The future of crew interaction in space.
When Earth Is Out of Reach
Crew must think, decide, and act—on their own.
As human spaceflight moves beyond low-Earth orbit, communication delays and blackouts make real-time ground support impossible, requiring crews to manage complex, unanticipated situations independently.
In response, NASA's Earth-Independent Operations effort is developing integrated onboard systems that bring monitoring, reasoning, and action directly to the crew—shifting problem-solving from Earth to the spacecraft. Early progress focuses on proving that these technologies can reduce risk and enable confident, timely decisions when it matters most.
See the
whole picture.
See what's happening now, what's changed, and what deserves attention — without needing to hunt across dozens of tools or rely on years of experience to connect the dots.

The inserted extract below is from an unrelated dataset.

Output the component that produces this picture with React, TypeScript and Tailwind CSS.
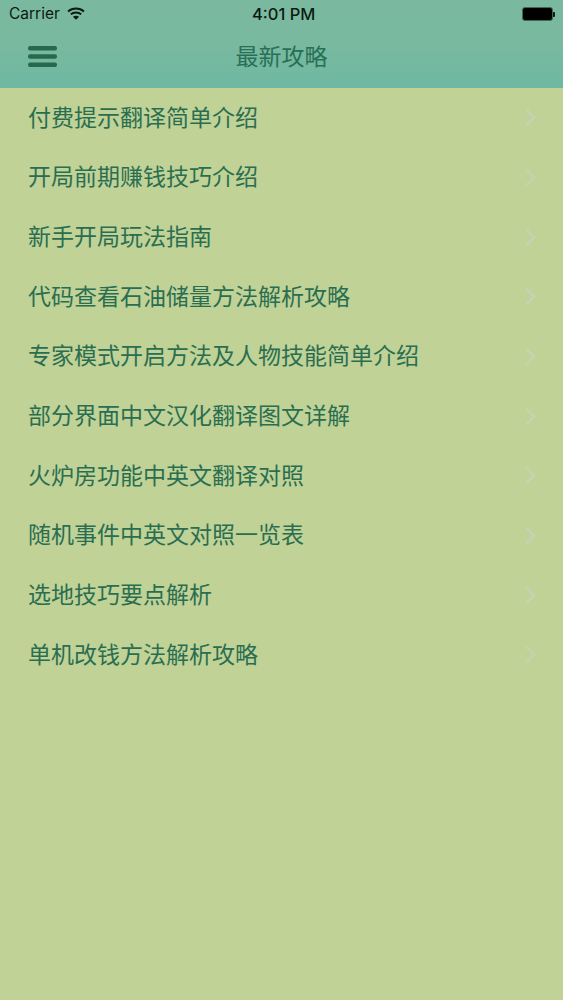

One view surfaces system status, ongoing activity, and emerging issues without losing the bigger picture.
Instant access.
Categories like Power, Life Support, and Communication are at the top of the Overview tab, giving you instant access to systems and their status.
Anomaly Response
A real lifeline.
The real challenge isn't simply detecting a problem. It's understanding what changed, what caused it, and how urgently it matters. These interfaces bring together impacts, evidence, possible causes, and procedures into a connected operational workflow designed to support onboard problem solving.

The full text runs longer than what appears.